- Al-Hamidiyah Location in Syria
- Coordinates: 34°43′N 35°56′E﻿ / ﻿34.717°N 35.933°E
- Country: Syria
- Governorate: Tartus
- District: Tartus
- Subdistrict: El-Hamidiyeh

Population (2004)
- • Total: 7,404
- Time zone: UTC+03:00 (AST)

= Al-Hamidiyah =

Al-Hamidiyah (الحميدية, Χαμιδιέ) is a town on the Syrian coast. The town was founded in a very short time on the direct orders of the Ottoman Sultan Abdülhamit II around 1897, to serve as a refuge for the Greek-speaking Muslim Cretan community, forced to leave Crete during the 1897–98 Greco-Turkish War and resettled by the Sultan in Hamidiyeh and other coastal areas of the Levant and as far as Libya. The majority still speak Cretan Greek in their daily lives.
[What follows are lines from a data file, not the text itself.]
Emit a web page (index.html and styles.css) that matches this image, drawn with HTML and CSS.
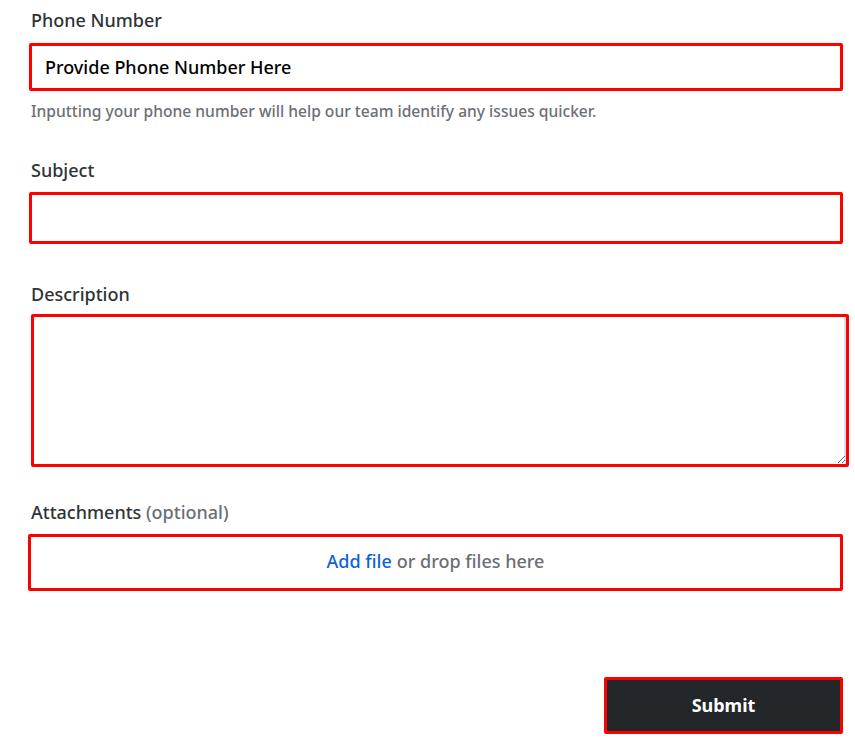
FILE: index.html
```html
<!DOCTYPE html>
<html lang="en">
<head>
<meta charset="utf-8">
<title>Support form</title>
<link rel="stylesheet" href="styles.css">
</head>
<body>
<form class="form">
  <div class="field field-phone">
    <label class="label" for="phone">Phone Number</label>
    <div class="input input-phone" id="phone">Provide Phone Number Here</div>
    <p class="help">Inputting your phone number will help our team identify any issues quicker.</p>
  </div>
  <div class="field field-subject">
    <label class="label" for="subject">Subject</label>
    <div class="input input-subject" id="subject"></div>
  </div>
  <div class="field field-desc">
    <label class="label" for="desc">Description</label>
    <textarea class="textarea" id="desc"></textarea>
  </div>
  <div class="field field-attach">
    <span class="label">Attachments <span class="optional">(optional)</span></span>
    <div class="dropzone"><span class="link">Add file</span> or drop files here</div>
  </div>
  <div class="actions">
    <button type="button" class="submit">Submit</button>
  </div>
</form>
</body>
</html>
```
FILE: styles.css
```css
html, body {
  margin: 0;
  padding: 0;
  background: #ffffff;
}
body {
  font-family: "Noto Sans", "Open Sans", sans-serif;
  color: #2e3338;
}
.form {
  display: flex;
  flex-direction: column;
  padding: 8px 0 0 29px;
  width: 814px;
}
.field {
  display: flex;
  flex-direction: column;
}
.label {
  display: block;
  margin-left: 2px;
  font-size: 18px;
  line-height: 24px;
  font-weight: 500;
  color: #2e3338;
}
.optional {
  color: #6a6e75;
}
.input {
  box-sizing: border-box;
  border: 3px solid #ff0000;
  border-radius: 2px;
  background: #fff;
  box-shadow: 0 0 5px rgba(90, 110, 255, 0.16);
  font-size: 18px;
  font-weight: 500;
  color: #000;
  display: flex;
  align-items: center;
  padding: 0 13px;
}
.input-phone {
  margin-top: 11px;
  height: 48px;
}
.help {
  margin: 10px 0 0 2px;
  font-size: 15.6px;
  line-height: 20px;
  font-weight: 500;
  color: #6c6f75;
}
.field-subject {
  margin-top: 37px;
}
.input-subject {
  margin-top: 10px;
  height: 52px;
  box-shadow: none;
}
.field-desc {
  margin-top: 38px;
}
.textarea {
  box-sizing: border-box;
  margin: 8px 0 0 2px;
  width: 818px;
  height: 153px;
  border: 3px solid #ff0000;
  border-radius: 2px;
  box-shadow: inset -2px 0 0 #dfe3e8;
  resize: vertical;
  font-family: inherit;
  font-size: 16px;
}
.field-attach {
  margin-top: 33px;
}
.dropzone {
  box-sizing: border-box;
  margin: 10px 0 0 -1px;
  width: 815px;
  height: 57px;
  padding-bottom: 4px;
  border: 3px solid #ff0000;
  border-radius: 2px;
  display: flex;
  align-items: center;
  justify-content: center;
  font-size: 18px;
  color: #6a6e75;
  font-weight: 500;
}
.link {
  color: #0b63d6;
  margin-right: 5px;
}
.actions {
  display: flex;
  justify-content: flex-end;
  margin-top: 86px;
}
.submit {
  box-sizing: border-box;
  width: 239px;
  height: 57px;
  padding-bottom: 2px;
  background: #23272a;
  border: 3px solid #ff0000;
  border-radius: 2px;
  color: #ffffff;
  font-family: inherit;
  font-size: 18px;
  font-weight: 700;
  cursor: pointer;
}
```
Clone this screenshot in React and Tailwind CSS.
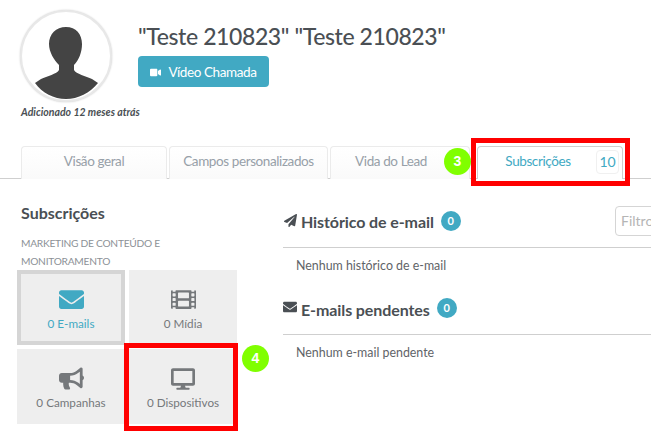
import React from 'react';
import { FaBullhorn, FaDesktop, FaEnvelope, FaFilm, FaPaperPlane, FaVideo } from 'react-icons/fa';

function Tab(props) {
    return (
        <div className={`${props.className} flex h-[33px] items-center justify-center rounded-t border border-b-0 border-[#ebebeb] bg-gradient-to-b from-white to-[#fafafa] pb-[3px] text-[13.5px] tracking-[-0.4px] text-[#97a0a8]`}>
            {props.label}
        </div>
    );
}

function Tile(props) {
    const Icon = props.icon;
    return (
        <div className={`${props.active ? 'border-4 border-[#d5d5d5] text-[#41a9c3]' : 'text-[#75787b]'} flex h-[75px] w-[108px] flex-col items-center justify-center bg-[#eeeeee] pt-[3px]`}>
            <Icon size={props.size}/>
            <span className="mt-[4px] text-[11.7px] leading-[15px]">{props.label}</span>
        </div>
    );
}

function Marker(props) {
    return (
        <div className={`${props.className} absolute flex h-[27px] w-[27px] items-center justify-center rounded-full bg-[#80ff00] pb-[1px] text-[14px] font-bold text-white [font-family:'Liberation_Sans',sans-serif]`}>
            {props.n}
        </div>
    );
}

function Count(props) {
    return (
        <span className={`${props.className} ml-[7px] flex h-[20px] w-[20px] items-center justify-center rounded-full bg-[#41a9c3] text-[11px] font-bold text-white`}>{props.n}</span>
    );
}

export default function App() {
    return (
        <div className="relative h-[431px] w-[651px] overflow-hidden bg-white font-['Lato',sans-serif] text-[#4a4f54]">
            <header className="flex h-[146px] pl-[20px] pt-[10px]">
                <div className="flex w-[120px] flex-col">
                    <div className="h-[92px] w-[92px] overflow-hidden rounded-full border-2 border-[#e8e8e8] bg-white shadow-[0_0_2px_rgba(0,0,0,0.2)]">
                        <svg width="88" height="88" viewBox="2 2 88 88" fill="#444444">
                            <path d="M46 17C56 17 62 24 62 34C62 42 59 50 54 55L54 60C56 64 66 66 72 69L78 73C70 83 58 89 46 89C34 89 22 83 15 73L21 69C27 66 37 64 39 60L39 55C34 50 29 42 29 34C29 24 36 17 46 17Z"/>
                        </svg>
                    </div>
                    <div className="mt-[3px] ml-[1px] text-[10.5px] font-bold italic leading-[14px] whitespace-nowrap">Adicionado 12 meses atrás</div>
                </div>
                <div className="pt-[11px] -ml-[2px]">
                    <h1 className="text-[23px] font-medium leading-[30px] tracking-[-0.4px] text-[#4a4f54] whitespace-nowrap">"Teste 210823" "Teste 210823"</h1>
                    <button type="button" className="mt-[5px] flex h-[31px] w-[131px] items-center justify-center gap-[7px] rounded bg-[#41a9c3] pt-[1px] text-[13.5px] tracking-[-0.4px] text-white">
                        <FaVideo size={11}/>
                        <span>Vídeo Chamada</span>
                    </button>
                </div>
            </header>

            <nav className="flex h-[33px] border-b border-[#cfcfcf] pl-[21px]">
                <Tab className="w-[146px]" label="Visão geral"/>
                <Tab className="ml-[2px] w-[159px]" label="Campos personalizados"/>
                <Tab className="ml-[2px] w-[140px] pr-[18px]" label="Vida do Lead"/>
                <div className="relative ml-[7px] flex h-[33px] w-[146px] items-center rounded-t border border-b-0 border-[#cfcfcf] bg-white pb-[3px] text-[13.5px] tracking-[-0.4px] text-[#41a9c3]">
                    <span className="w-[120px] text-center">Subscrições</span>
                    <span className="-ml-[2px] flex h-[24px] w-[23px] items-center justify-center rounded border border-[#f0f0f0] text-[14px] tracking-normal">10</span>
                </div>
            </nav>

            <main className="flex">
                <aside className="w-[266px] pl-[17px]">
                    <h2 className="mt-[24px] ml-[4px] text-[16px] font-bold leading-[20px]">Subscrições</h2>
                    <p className="mt-[11px] ml-[4px] w-[180px] text-[10.2px] leading-[18px] tracking-[-0.25px] text-[#8c9196]">MARKETING DE CONTEÚDO E MONITORAMENTO</p>
                    <div className="grid w-[220px] grid-cols-[108px_108px] gap-[4px]">
                        <Tile active icon={FaEnvelope} size={25} label="0 E-mails"/>
                        <Tile icon={FaFilm} size={25} label="0 Mídia"/>
                        <Tile icon={FaBullhorn} size={25} label="0 Campanhas"/>
                        <Tile icon={FaDesktop} size={24} label="0 Dispositivos"/>
                    </div>
                </aside>
                <section className="flex-1 pl-[17px]">
                    <div className="mt-[31px] flex h-[38px] items-start border-b border-[#cfcfcf]">
                        <FaPaperPlane size={13} className="mr-[4px] ml-[1px] mt-[4px] text-[#4a4f54]"/>
                        <h3 className="text-[16px] font-bold leading-[24px] tracking-[-0.1px]">Histórico de e-mail</h3>
                        <Count className="mt-[1px]" n="0"/>
                        <div className="ml-auto h-[30px] w-[56px] -mt-[4px] -mr-[20px] rounded-l border border-[#d5d5d5] pl-[5px] text-[14px] leading-[28px] text-[#b5b5b5]">Filtro</div>
                    </div>
                    <p className="ml-[13px] mt-[9px] text-[12.4px] leading-[18px] text-[#5f6468]">Nenhum histórico de e-mail</p>
                    <div className="mt-[23px] flex h-[37px] items-start border-b border-[#cfcfcf]">
                        <FaEnvelope size={14} className="mr-[4px] mt-[2px] text-[#4a4f54]"/>
                        <h3 className="text-[16px] font-bold leading-[24px] tracking-[-0.1px]">E-mails pendentes</h3>
                        <Count n="0"/>
                    </div>
                    <p className="ml-[13px] mt-[9px] text-[12.4px] leading-[18px] text-[#5f6468]">Nenhum e-mail pendente</p>
                </section>
            </main>

            {/* annotations over the screenshot */}
            <div className="absolute left-[471px] top-[138px] h-[48px] w-[159px] border-[5px] border-[#ff0000]"/>
            <div className="absolute left-[124px] top-[343px] h-[88px] w-[114px] border-[5px] border-[#ff0000]"/>
            <Marker className="left-[444px] top-[148px]" n="3"/>
            <Marker className="left-[242px] top-[345px]" n="4"/>
        </div>
    );
}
According to the Syria Central Bureau of Statistics, el-Hamidiyeh had a population of 7,404 in the 2004 census.

==Cretan community==

Cretan Muslims constitute 60% of the population, numbering about 3,000. Records suggest that the community left Crete between 1866 and 1897, on the outbreak of the last Cretan uprising against the Ottoman Empire, which ended with the Greco-Turkish War of 1897. Sultan Abdul Hamid II provided Cretan Muslim families who fled the island with refuge on the Levantine coast. The new settlement was named Hamidiye after the sultan. The community is very much concerned with maintaining its culture. The knowledge of the spoken Greek language is remarkably good and their contact with their historical homeland has been possible by means of satellite television and relatives.

Today, the Grecophone residents identify themselves as Cretan Muslims, and not as Cretan Turks as is the case with some in Tripoli.